Immerhin hat sich Rehzi Malzahn (Pseudonym?) sehr intensiv mit meinem Text beschäftigt. Deshalb wundert es mich, wie sie auf ihre Vorwürfe kommt.
Vor dem Hintergrund marxistischer Verheißungen interessierte mich vor allem die Frage, warum nur wenige Mensch politisch aktiv werden. Das hat etwas mit meiner Geschichte zu tun, lebensweltlich, beruflich und auch politisch. Das habe ich im ersten Teil des Textes erläutert, außerdem, wie ich die Interviews ausgewählt habe. (Edwin, der Aktivist und die Ausnahme unter den Industriearbeitern, weil er nach der marxistischen Theorie das „richtige Bewusstsein“ hat. Rudolf, weil ich herausfinden wollte, ob sich bei ihm bei fast gleicher politischer Orientierung andere Motivierungslinien finden lassen).
Mit diesen Fragen habe ich mich in den frühen 1980-ern beschäftigt. Ja, da hat sie richtig gerechnet. Das ist lange her. Stimmt. Aber den großen Parteien laufen heute immer mehr die Leute weg. Sie ziehen sich zunehmend zurück ins Privatleben. Deshalb sind die Ergebnisse der Interviews heute aktueller als je. Wenn ich noch linke Politik machen wollte, dann würden mich das interessieren. Ich sehe es auch als Anregung zum Nachdenken für Gewerkschaften, SPD und DKP, bzw. die Linke, warum sie mit ihrer Politik ihre Adressaten nicht erreichen.
Ich will jetzt nicht auf alle Einwände eingehen. Steht alles im Text. Auch, warum ich mich nur auf zwei Interviews konzentriert habe und welche theoretischen Schlüsse ich aus ihnen ziehe.
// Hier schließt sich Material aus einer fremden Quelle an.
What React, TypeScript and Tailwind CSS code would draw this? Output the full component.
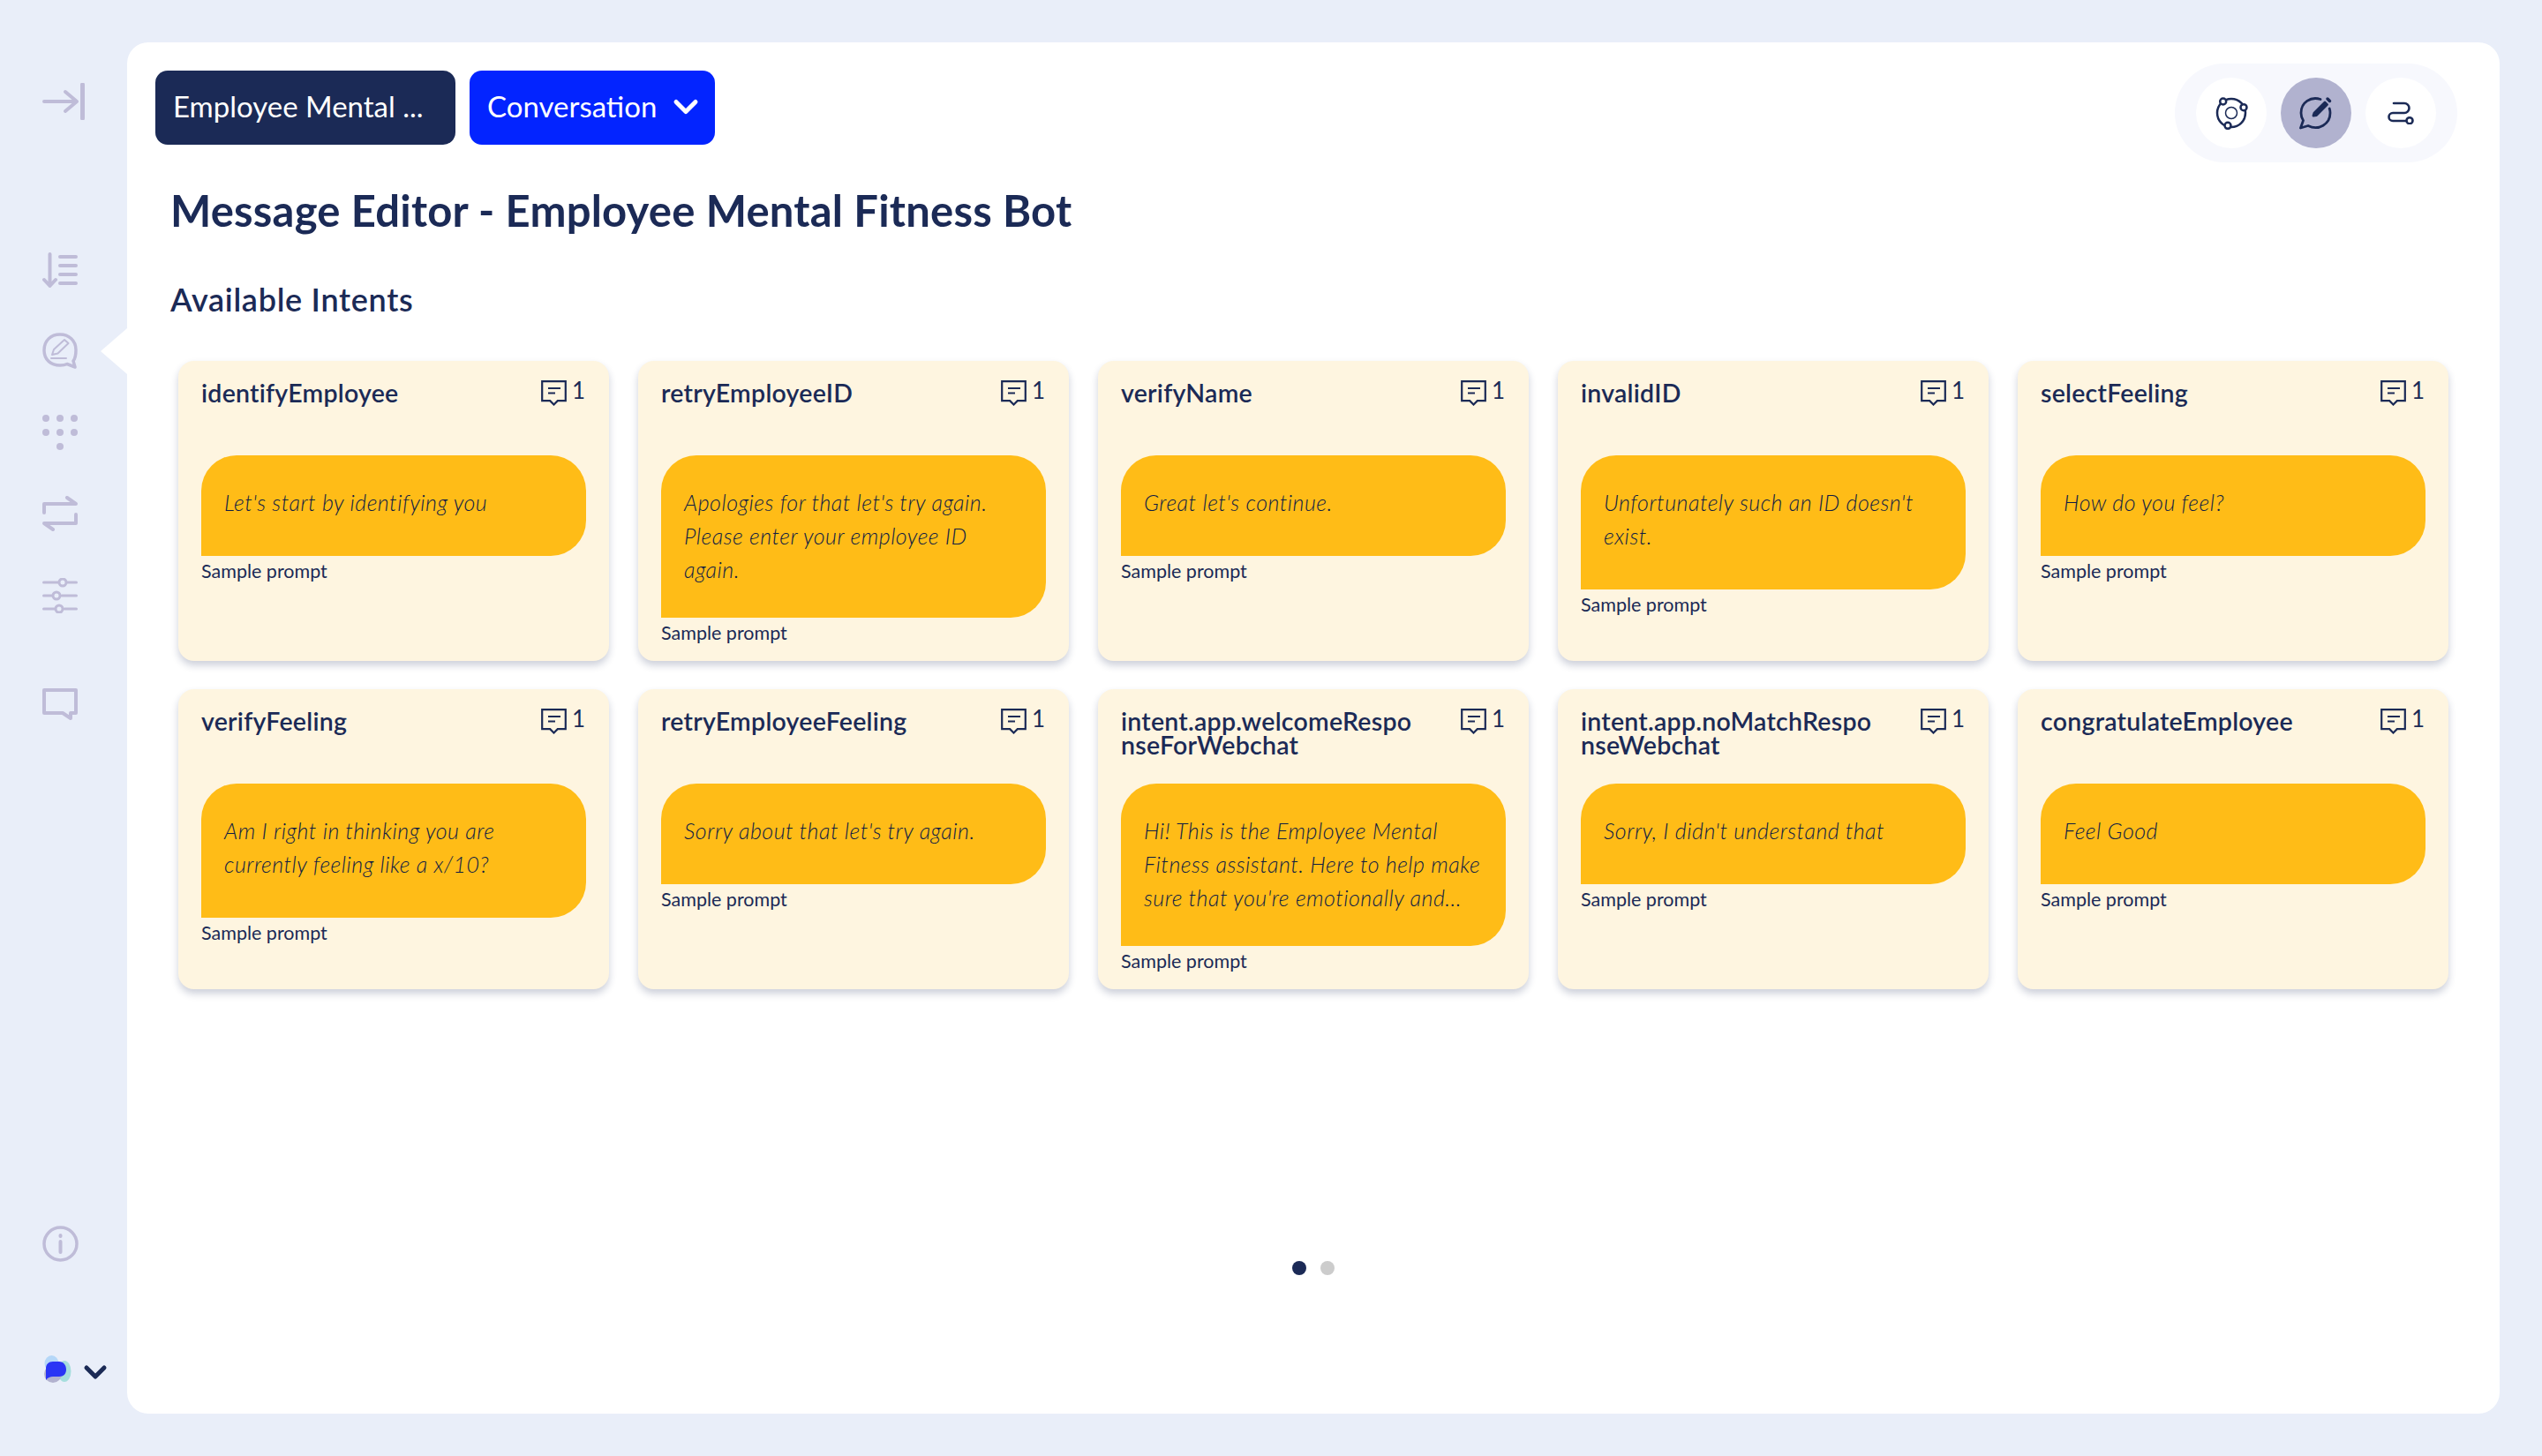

Bei genauem Lesen wird sich vieles klären. Insbesondere das vorwurfsvolle Mißdeuten hermeneutischer Interpretation als „Fernanalyse“.
Übrigens: Ich lese gerade ihr Buch „dabei geblieben“: Da geht es um eine andere Zeit, eine andere Lebenswelt. Bis auf wenige Ausnahmen sind die Interviewten erst seit den 1980-er Jahren aktiv. Das war nach meiner politisch aktiven Zeit. Da waren meine Kinder klein, die Prioritäten hatten sich verschoben.
Ich lese mit Spannung. Ein andermal mehr.